There have been several recent studies on this topic, each with its own methodology and study area. Both Stellman (et al.) and Wang (et al.) have shown that Stage III-derived mean areal precipitation (MAPX) estimates have a significant negative bias when compared to traditional gage-only MAP estimates for many individual basins in the Southeast River Forecast Center, Lower Mississippi Forecast Center and ABRFC region. However, it is important to note that NWS MAPX estimates can be subdivided into two groups, Stage III-derived and P1-derived.

This study compared spatially distributed National Climatic Data Center (NCDC) observations of precipitation to the ABRFC P1-derived values on a monthly, grid-by-grid basis from January 1997 to September 1999. NCDC gage data were used because they are delivered in a tabular format and monthly duration. The gage-only fields were created using 1000+ gages in and around the ABRFC with 544 of these gages falling within the ABRFC boundary (Fig. 1). These numbers are comparable with the number of gages used operationally at the ABRFC. Over the past three years, the number of daily precipitation observations inside the ABRFC have ranged from 27 to 686 with an average of 412 on any given day. These monthly gage values were distributed spatially using a second-power inverse distance-weighting (IDW) scheme available in ArcView. Figure 2 provides an example of the May 1998 gage-only IDW precipitation distribution.

Figure 1: Distribution of NCDC monthly cooperative stations across the ABRFC region.
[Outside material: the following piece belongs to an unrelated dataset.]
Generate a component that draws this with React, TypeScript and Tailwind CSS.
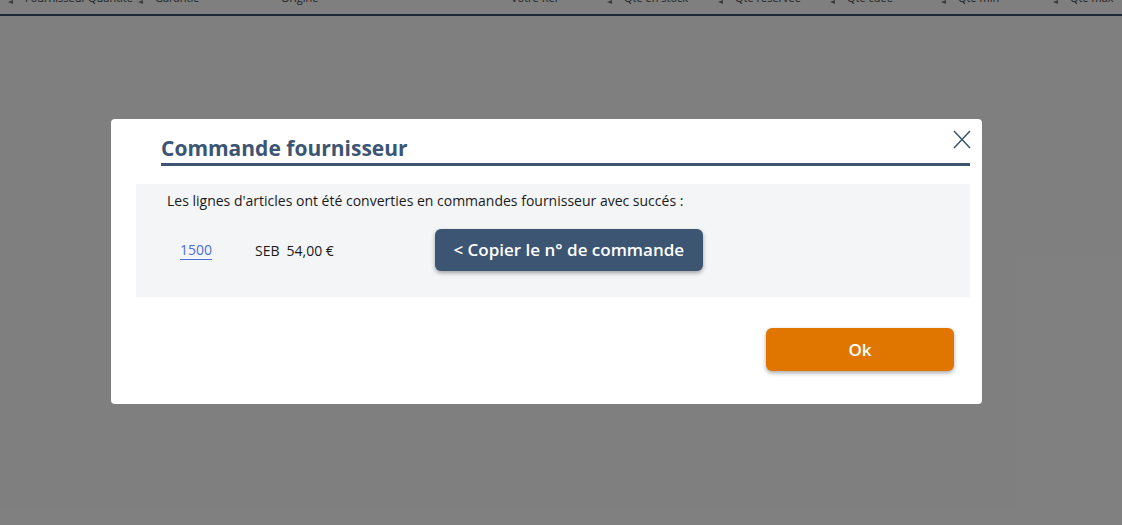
const columns = [
  { name: 'Fournisseur', left: 25, sort: true },
  { name: 'Quantité', left: 88, sort: false },
  { name: 'Garantie', left: 155, sort: true },
  { name: 'Origine', left: 281, sort: false },
  { name: 'Votre Réf', left: 511, sort: false },
  { name: 'Qté en stock', left: 624, sort: true },
  { name: 'Qté réservée', left: 735, sort: true },
  { name: 'Qté cdée', left: 847, sort: true },
  { name: 'Qté min', left: 958, sort: true },
  { name: 'Qté max', left: 1070, sort: true },
];

const font = { fontFamily: '"Open Sans", "Noto Sans", sans-serif' };

const cellStart = (c: { left: number; sort: boolean }) => (c.sort ? c.left - 17 : c.left);

export default function App() {
  return (
    <div className="relative h-[525px] w-full overflow-hidden bg-white" style={font}>
      {/* grid header, mostly scrolled off */}
      <div className="flex h-[14px] overflow-hidden text-[11px] leading-[12px] text-[#444]">
        {columns.map((c, i) => {
          const start = cellStart(c);
          const end = i + 1 < columns.length ? cellStart(columns[i + 1]) : 1122;
          return (
            <div
              key={c.name}
              className="-mt-[8px] flex shrink-0 items-start whitespace-nowrap"
              style={{ width: end - start, marginLeft: i === 0 ? start : 0 }}
            >
              {c.sort && (
                <svg width="5" height="12" viewBox="0 0 5 12" className="mr-[12px] shrink-0">
                  <path d="M5 8 L0 10 L5 12 Z" fill="#777" />
                </svg>
              )}
              <span>{c.name}</span>
            </div>
          );
        })}
      </div>
      <div className="h-[2px] bg-[#3b5573]" />

      <div className="absolute inset-0 bg-black/50 pl-[111px] pt-[119px]">
        <div className="relative flex h-[285px] w-[871px] flex-col rounded-[4px] bg-white">
          <button className="absolute right-[11px] top-[11px] text-[#3b5573]">
            <svg width="18" height="19" viewBox="0 0 18 19" fill="none" stroke="currentColor" strokeWidth="1.5">
              <path d="M1 1 L17 18 M17 1 L1 18" />
            </svg>
          </button>

          <div className="ml-[50px] mr-[12px] mt-[15px] border-b-[3px] border-[#3b5573] pb-[1px]">
            <h2 className="text-[21px] font-bold leading-[28px] text-[#3b5573]">Commande fournisseur</h2>
          </div>

          <div className="ml-[25px] mr-[12px] mt-[18px] h-[113px] bg-[#f4f5f7] pt-[7px]">
            <p className="pl-[31px] text-[14px] leading-[20px] text-[#1a1a1a]">
              Les lignes d'articles ont été converties en commandes fournisseur avec succés :
            </p>
            <div className="mt-[18px] flex items-center pl-[44px] text-[14px] text-[#1a1a1a]">
              <a className="w-[32px] border-b border-[#4a6fd6] leading-[19px] text-[#4a6fd6]">1500</a>
              <span className="ml-[43px]">SEB</span>
              <span className="ml-[7px]">54,00 €</span>
              <button className="ml-[101px] h-[42px] w-[268px] rounded-[6px] bg-[#3b5573] text-[17px] font-semibold text-white shadow-[0_2px_4px_rgba(0,0,0,0.35)]">
                &lt; Copier le n° de commande
              </button>
            </div>
          </div>

          <div className="mr-[28px] mt-[31px] flex justify-end">
            <button className="h-[43px] w-[188px] rounded-[6px] bg-[#e07600] text-[17px] font-semibold text-white shadow-[0_2px_4px_rgba(0,0,0,0.35)]">
              Ok
            </button>
          </div>
        </div>
      </div>
    </div>
  );
}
Monthly P1 fields were reprojected from the Hydrologic Rainfall Analysis Project (HRAP) projection, in which they are created, into a geographic projection using an ArcView Avenue extension provided by the NWS Hydrologic Research Laboratory (HRL). Figure 3 represents a 1-month accumulation of P1 precipitation estimates for May 1998. Both of these fields were then exported as delimited text files from ArcView in HRAP projection. Two simple C program language routines were then run on these delimited files to mask out only those HRAP grid bins that lie within the ABRFC boundary and then sum those values. The final product was a monthly volume of rainfall across the entire ABRFC basin for both gage-only and P1 precipitation estimates.